И он безнадежным жестом указал на полки с коробками обуви, на деревянное сиденье стула, на котором дырочки образовывали розетки, на стойку с висящими на ней штиблетами и жестянки с сапожным кремом в окне, на литографированное изображение ухмыляющейся молодой девушки с пунцовыми щеками, восклицающей в поэтическом порыве рекламного вдохновения: «Мои ножки лишь тогда стали совершенством, когда я купила пару первоклассных ботинок «Клеопатра».

– Но иногда, – вздохнул Рэйми, – попадается пара изящной обуви вроде этой, и я откладываю ее в сторону для тех, кто способен ее оценить. Когда я увидел эти туфли, я сразу сказал себе: «Вот было бы хорошо, если бы они подошли миссис Кенникот!» И я решил сообщить вам о них при ближайшем случае. Я не забыл наших приятных бесед у миссис Гэрри!

Гай Поллок зашел в тот же вечер, и хотя Кенникот тут же усадил его за криббедж, Кэрол была снова счастлива.

V

Вернув себе часть прежней жизнерадостности, Кэрол не забыла о своем решении начать усовершенствование Гофер-Прери с легкой и приятной пропаганды, а именно с попытки научить Кенникота наслаждаться по вечерам чтением стихов при свете лампы. Но кампания все откладывалась. Дважды он предлагал пойти в гости к соседям, и она соглашалась: в третий раз он был вызван на ферму. На четвертый вечер он сладко зевнул, потянулся и спросил:

– Ну, что бы предпринять сегодня? Не пойти ли в кино?

– А вот я знаю, чем мы займемся! Только не задавай вопросов. Иди и сядь к столу. Так тебе хорошо? Устройся поудобнее, забудь, что ты деловой человек, и слушай..

Вероятно, на нее оказал влияние властный характер Вайды Шервин. Во всяком случае, у нее был тон ревностного культуртрегера. Но Кэрол сразу стала другой, как только уселась на диван, оперлась подбородком на руки и начала читать вслух из лежавшего у нее на коленях томика Йитса.

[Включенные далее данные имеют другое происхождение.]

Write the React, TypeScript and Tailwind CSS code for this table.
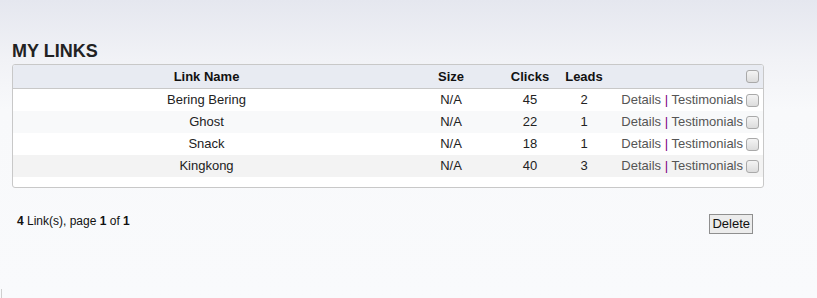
import React from "react";

const rows = [
  { name: "Bering Bering", size: "N/A", clicks: 45, leads: 2, bg: "bg-white" },
  { name: "Ghost", size: "N/A", clicks: 22, leads: 1, bg: "bg-[#f8f9fa]" },
  { name: "Snack", size: "N/A", clicks: 18, leads: 1, bg: "bg-white" },
  { name: "Kingkong", size: "N/A", clicks: 40, leads: 3, bg: "bg-[#f3f3f3]" },
];

function Box() {
  return (
    <span className="inline-block w-[13px] h-[13px] rounded-[3px] border border-[#a9a9a9] bg-[linear-gradient(to_bottom,#f4f4f4,#dcdcdc)] align-middle" />
  );
}

export default function App() {
  return (
    <div
      className="relative w-[817px] h-[298px] overflow-hidden bg-[linear-gradient(to_bottom,#e5e7ef_0px,#f1f2f6_60px,#f8f9fb_110px,#f9fafc_298px)] text-[#111]"
      style={{ fontFamily: '"Liberation Sans", Arial, sans-serif' }}
    >
      <div className="pl-[12px] w-[764px]">
        <h1 className="pt-[41px] text-[18px] leading-[21px] font-bold text-[#222]">MY LINKS</h1>
        <div className="mt-[2px] border border-[#c8c8c8] rounded-[3px] bg-white pb-[10px] overflow-hidden">
          <div className="flex items-center h-[24px] bg-[#e8ebf2] border-b border-[#c8c8c8] text-[13px] font-bold text-[#111]">
            <div className="w-[387px] text-center">Link Name</div>
            <div className="w-[102px] text-center">Size</div>
            <div className="w-[56px] text-center">Clicks</div>
            <div className="w-[52px] text-center">Leads</div>
            <div className="flex-1 flex justify-end pr-[4px]">
              <Box />
            </div>
          </div>
          {rows.map((r) => (
            <div key={r.name} className={`flex items-center h-[22px] text-[13px] text-[#222] ${r.bg}`}>
              <div className="w-[387px] text-center">{r.name}</div>
              <div className="w-[102px] text-center">{r.size}</div>
              <div className="w-[56px] text-center">{r.clicks}</div>
              <div className="w-[52px] text-center">{r.leads}</div>
              <div className="flex-1 flex justify-end items-center pr-[4px] gap-[3px]">
                <span className="text-[#555]">
                  Details <span className="text-[#800080]">|</span> Testimonials
                </span>
                <Box />
              </div>
            </div>
          ))}
        </div>
        <div className="flex items-start justify-between pl-[5px] pr-[11px] mt-[26px]">
          <div className="text-[12px] leading-[14px] text-[#111]">
            <b>4</b> Link(s), page <b>1</b> of <b>1</b>
          </div>
          <button className="h-[20px] px-[2px] border border-[#8f8f8f] bg-[#ececec] text-[13px] leading-[18px] text-[#111]">
            Delete
          </button>
        </div>
      </div>
      <div className="absolute left-[1px] top-[289px] w-[1px] h-[9px] bg-[#cfcfcf]" />
    </div>
  );
}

Мгновенно раздвинулись стены ее уютного дома, перестал существовать захолустный степной городок. Она очутилась в мире одиночества – трепетали в сумерках крылья пташек, тоскливо кричали чайки на морском берегу, пена прибоя подползала из темноты, и высился остров Энгус – обитель старших богов, сияла слава несбывшихся подвигов, выступали статные цари и женщины в золотых поясах, и слышался неумолчный скорбный напев, и…

– Э-кхе-кхе! – закашлялся доктор Кенникот.

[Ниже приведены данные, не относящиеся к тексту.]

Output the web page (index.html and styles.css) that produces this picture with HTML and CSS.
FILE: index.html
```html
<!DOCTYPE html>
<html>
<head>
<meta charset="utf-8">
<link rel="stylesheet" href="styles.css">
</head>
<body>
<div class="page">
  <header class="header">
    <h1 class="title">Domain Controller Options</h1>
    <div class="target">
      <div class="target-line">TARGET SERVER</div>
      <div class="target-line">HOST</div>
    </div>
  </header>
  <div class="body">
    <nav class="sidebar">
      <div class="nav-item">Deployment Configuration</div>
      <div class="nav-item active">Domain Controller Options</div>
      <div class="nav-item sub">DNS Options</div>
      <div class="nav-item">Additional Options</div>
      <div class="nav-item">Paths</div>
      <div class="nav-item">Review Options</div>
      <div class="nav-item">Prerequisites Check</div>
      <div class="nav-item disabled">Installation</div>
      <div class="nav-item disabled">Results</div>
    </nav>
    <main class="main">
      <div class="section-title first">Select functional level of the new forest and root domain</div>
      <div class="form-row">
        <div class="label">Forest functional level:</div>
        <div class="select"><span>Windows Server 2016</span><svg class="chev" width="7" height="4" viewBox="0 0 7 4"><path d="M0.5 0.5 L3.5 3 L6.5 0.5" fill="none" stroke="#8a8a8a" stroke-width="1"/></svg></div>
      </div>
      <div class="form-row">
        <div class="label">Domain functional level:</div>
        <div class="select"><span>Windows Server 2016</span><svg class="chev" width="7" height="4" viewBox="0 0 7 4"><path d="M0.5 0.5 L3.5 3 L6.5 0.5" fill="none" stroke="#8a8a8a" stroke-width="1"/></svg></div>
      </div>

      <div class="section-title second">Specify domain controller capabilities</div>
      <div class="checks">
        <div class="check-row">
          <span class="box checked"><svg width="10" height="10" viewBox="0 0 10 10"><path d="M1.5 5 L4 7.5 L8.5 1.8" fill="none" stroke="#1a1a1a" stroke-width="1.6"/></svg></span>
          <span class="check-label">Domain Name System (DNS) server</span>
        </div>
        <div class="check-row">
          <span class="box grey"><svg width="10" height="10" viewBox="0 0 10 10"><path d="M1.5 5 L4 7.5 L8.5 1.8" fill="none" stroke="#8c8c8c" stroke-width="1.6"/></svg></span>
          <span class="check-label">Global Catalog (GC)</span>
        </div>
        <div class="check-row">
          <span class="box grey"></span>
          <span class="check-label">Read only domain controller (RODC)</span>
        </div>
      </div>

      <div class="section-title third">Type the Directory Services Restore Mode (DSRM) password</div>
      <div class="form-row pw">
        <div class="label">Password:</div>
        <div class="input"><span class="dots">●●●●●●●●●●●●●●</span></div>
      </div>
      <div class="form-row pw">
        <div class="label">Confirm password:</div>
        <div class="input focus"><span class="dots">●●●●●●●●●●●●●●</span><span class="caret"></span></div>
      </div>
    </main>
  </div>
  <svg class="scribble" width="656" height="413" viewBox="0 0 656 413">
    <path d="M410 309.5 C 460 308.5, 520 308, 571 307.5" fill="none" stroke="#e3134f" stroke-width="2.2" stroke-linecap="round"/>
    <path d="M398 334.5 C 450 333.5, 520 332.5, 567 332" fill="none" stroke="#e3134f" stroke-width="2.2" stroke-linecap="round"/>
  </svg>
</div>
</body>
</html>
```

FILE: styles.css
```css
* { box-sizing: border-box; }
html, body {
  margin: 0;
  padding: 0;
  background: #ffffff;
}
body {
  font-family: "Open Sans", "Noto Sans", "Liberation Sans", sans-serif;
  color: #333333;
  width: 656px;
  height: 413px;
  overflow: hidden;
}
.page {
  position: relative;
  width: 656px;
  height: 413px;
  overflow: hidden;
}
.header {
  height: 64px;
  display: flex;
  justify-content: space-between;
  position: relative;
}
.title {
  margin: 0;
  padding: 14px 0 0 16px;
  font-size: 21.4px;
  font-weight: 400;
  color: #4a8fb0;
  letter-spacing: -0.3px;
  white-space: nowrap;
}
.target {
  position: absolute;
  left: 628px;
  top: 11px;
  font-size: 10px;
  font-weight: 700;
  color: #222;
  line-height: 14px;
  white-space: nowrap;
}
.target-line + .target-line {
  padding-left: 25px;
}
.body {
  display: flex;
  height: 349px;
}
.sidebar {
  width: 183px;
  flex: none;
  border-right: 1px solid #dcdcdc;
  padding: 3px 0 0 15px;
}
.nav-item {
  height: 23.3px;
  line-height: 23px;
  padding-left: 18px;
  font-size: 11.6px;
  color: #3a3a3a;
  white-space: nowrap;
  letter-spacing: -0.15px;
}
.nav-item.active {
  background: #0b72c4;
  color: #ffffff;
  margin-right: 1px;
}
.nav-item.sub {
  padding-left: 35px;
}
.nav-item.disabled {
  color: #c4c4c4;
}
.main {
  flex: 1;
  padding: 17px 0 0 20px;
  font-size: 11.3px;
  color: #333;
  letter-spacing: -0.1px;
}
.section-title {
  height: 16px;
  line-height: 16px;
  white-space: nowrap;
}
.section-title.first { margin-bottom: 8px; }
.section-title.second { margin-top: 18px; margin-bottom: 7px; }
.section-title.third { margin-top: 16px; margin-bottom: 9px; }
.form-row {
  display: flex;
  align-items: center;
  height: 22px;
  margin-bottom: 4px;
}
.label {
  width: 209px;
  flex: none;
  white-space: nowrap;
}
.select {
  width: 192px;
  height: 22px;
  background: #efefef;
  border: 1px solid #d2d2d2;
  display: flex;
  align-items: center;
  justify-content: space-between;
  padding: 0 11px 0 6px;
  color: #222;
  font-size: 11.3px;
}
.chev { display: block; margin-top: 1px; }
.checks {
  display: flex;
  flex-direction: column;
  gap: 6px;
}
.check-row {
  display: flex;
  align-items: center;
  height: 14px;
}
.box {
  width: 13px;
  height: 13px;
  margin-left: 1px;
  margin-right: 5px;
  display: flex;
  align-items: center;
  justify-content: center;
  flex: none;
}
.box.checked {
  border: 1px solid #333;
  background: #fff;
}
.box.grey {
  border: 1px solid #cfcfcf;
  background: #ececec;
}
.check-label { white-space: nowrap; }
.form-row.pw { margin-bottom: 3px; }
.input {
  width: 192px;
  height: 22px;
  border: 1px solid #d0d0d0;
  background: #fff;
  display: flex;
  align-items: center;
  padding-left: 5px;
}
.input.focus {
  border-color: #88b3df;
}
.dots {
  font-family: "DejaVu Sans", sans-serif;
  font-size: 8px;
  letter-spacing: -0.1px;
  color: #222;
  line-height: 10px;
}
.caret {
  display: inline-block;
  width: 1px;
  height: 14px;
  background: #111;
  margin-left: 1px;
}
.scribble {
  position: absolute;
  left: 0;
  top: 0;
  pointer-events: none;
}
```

Она остановилась, вспомнив, что ее муж еще недавно жевал табак. Он смущенно мялся под ее негодующим взором.

– Здорово написано! Ты проходила это в колледже? Я очень люблю поэзию: Джеймса Уиткомба, Райли и, пожалуй, Лонгфелло – эту, как ее, «Гайавату». Да, я хотел бы понимать эти возвышенные вещицы вроде той, что ты сейчас читала. Но, боюсь, я слишком старый пес, чтобы учиться новым фокусам.

Тронутая его смущением, но едва подавляя смех, Кэрол утешала его:

– Тогда попробуем что-нибудь из Теннисона. Ты читал его?

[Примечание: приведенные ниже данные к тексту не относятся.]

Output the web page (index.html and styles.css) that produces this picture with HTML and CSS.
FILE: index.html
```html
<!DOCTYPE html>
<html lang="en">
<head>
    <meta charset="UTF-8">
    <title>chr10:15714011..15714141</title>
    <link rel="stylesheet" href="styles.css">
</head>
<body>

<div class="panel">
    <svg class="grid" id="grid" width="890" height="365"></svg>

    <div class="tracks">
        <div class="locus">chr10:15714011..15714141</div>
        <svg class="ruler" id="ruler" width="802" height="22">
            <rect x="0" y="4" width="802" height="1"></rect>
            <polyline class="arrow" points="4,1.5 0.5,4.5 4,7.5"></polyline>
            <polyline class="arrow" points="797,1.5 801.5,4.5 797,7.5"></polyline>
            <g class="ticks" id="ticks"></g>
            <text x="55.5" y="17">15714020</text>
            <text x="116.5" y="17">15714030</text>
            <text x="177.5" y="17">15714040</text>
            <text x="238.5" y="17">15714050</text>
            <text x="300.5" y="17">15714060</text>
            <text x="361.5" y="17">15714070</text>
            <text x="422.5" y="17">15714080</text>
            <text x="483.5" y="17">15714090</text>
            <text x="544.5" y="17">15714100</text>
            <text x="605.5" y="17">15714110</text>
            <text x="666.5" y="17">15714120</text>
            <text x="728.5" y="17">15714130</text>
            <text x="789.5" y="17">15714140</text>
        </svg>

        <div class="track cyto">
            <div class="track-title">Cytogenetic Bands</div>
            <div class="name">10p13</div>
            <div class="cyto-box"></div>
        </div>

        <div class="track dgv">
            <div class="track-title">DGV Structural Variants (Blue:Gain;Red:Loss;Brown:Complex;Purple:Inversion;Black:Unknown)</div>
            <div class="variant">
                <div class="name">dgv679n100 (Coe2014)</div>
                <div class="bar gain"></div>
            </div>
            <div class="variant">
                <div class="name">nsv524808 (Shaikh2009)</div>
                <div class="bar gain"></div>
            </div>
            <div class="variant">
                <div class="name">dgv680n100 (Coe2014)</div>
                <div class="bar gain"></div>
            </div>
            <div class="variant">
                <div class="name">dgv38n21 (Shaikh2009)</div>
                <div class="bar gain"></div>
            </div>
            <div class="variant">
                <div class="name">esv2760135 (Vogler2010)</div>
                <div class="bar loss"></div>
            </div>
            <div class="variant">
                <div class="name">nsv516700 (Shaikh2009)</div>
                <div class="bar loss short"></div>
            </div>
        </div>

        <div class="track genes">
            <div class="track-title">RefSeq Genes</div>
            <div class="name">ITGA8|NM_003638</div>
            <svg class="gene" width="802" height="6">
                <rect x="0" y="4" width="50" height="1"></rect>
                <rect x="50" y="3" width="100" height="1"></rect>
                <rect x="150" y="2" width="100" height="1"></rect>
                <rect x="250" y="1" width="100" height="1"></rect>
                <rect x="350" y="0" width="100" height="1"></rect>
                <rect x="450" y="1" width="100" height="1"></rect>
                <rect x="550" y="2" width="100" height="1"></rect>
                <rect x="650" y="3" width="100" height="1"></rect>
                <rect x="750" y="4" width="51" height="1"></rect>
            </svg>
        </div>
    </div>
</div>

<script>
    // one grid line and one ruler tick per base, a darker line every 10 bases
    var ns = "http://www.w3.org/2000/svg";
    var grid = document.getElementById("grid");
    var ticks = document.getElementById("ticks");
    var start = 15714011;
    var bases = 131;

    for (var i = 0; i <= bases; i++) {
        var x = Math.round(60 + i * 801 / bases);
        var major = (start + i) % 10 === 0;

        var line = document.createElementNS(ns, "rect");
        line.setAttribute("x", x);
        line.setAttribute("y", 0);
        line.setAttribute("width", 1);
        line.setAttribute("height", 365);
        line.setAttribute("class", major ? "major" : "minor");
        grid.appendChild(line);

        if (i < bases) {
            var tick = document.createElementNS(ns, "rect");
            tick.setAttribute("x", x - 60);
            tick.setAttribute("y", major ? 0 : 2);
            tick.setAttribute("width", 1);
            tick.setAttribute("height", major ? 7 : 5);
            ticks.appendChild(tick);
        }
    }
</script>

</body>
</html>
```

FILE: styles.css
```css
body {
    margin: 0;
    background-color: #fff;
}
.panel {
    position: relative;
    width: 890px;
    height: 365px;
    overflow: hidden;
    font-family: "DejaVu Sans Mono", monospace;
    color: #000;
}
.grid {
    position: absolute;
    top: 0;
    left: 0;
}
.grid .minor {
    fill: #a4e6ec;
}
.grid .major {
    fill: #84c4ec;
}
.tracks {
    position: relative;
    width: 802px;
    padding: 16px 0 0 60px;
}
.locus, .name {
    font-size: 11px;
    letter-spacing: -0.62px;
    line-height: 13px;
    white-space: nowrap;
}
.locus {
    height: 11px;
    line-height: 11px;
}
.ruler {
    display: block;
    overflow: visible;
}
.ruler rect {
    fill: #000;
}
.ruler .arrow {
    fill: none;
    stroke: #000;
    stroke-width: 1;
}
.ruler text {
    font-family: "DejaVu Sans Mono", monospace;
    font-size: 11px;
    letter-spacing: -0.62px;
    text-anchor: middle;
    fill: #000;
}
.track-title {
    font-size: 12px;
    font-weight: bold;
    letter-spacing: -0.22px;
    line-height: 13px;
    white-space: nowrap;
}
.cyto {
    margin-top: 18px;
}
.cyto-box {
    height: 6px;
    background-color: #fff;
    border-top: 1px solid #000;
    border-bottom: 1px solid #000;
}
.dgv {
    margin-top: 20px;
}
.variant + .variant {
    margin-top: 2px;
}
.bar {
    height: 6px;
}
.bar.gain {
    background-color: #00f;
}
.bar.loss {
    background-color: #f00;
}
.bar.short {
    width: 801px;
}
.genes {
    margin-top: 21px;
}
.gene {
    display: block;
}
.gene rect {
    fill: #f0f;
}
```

– Теннисона? Еще бы! Читал в школе. Это у него:

 
Не надо слез прощальных,
Когда уйду я в море.
Но пусть…
 

Да я не помню всего, но… Ах, вот! У него еще есть:

«В деревне встретил я юнца, и он…» Не помню точно, как дальше, но припев там кончается словами: «Нас семеро всего».

– Да, верно… Не взять ли нам «Королевские идиллии?» Они так красочны!

– Ладно! Жарь!

Но сам он поспешил спрятаться за сигарой. Она же перенеслась мыслями в Камелот. Читая, она одним глазом поглядывала на мужа и наконец, видя, как он страдает, подбежала к нему, поцеловала его в лоб и вскричала:

– Ах ты, мой бедный! Из тебя насильно выращивают туберозу, а ты хочешь быть почтенной репой!

– Но, послушай, это не…

– Во всяком случае, я больше не буду тебя мучить.

Но она не могла отказаться совсем. Она начала читать Киплинга, подчеркнуто скандируя слова:

 
Скачет полк ка-ва-ле-рийский
По пути на Ман-да-лай.
 

Он отбивал ногой такт, и вид у него опять был спокойный и уверенный. Но когда он похвалил ее, заявив: – Вот это ловко! Ей-богу, ты декламируешь не хуже Эллы Стоубоди! – она захлопнула книгу и сказала, что, пожалуй, еще не поздно попасть на девятичасовой сеанс в кино.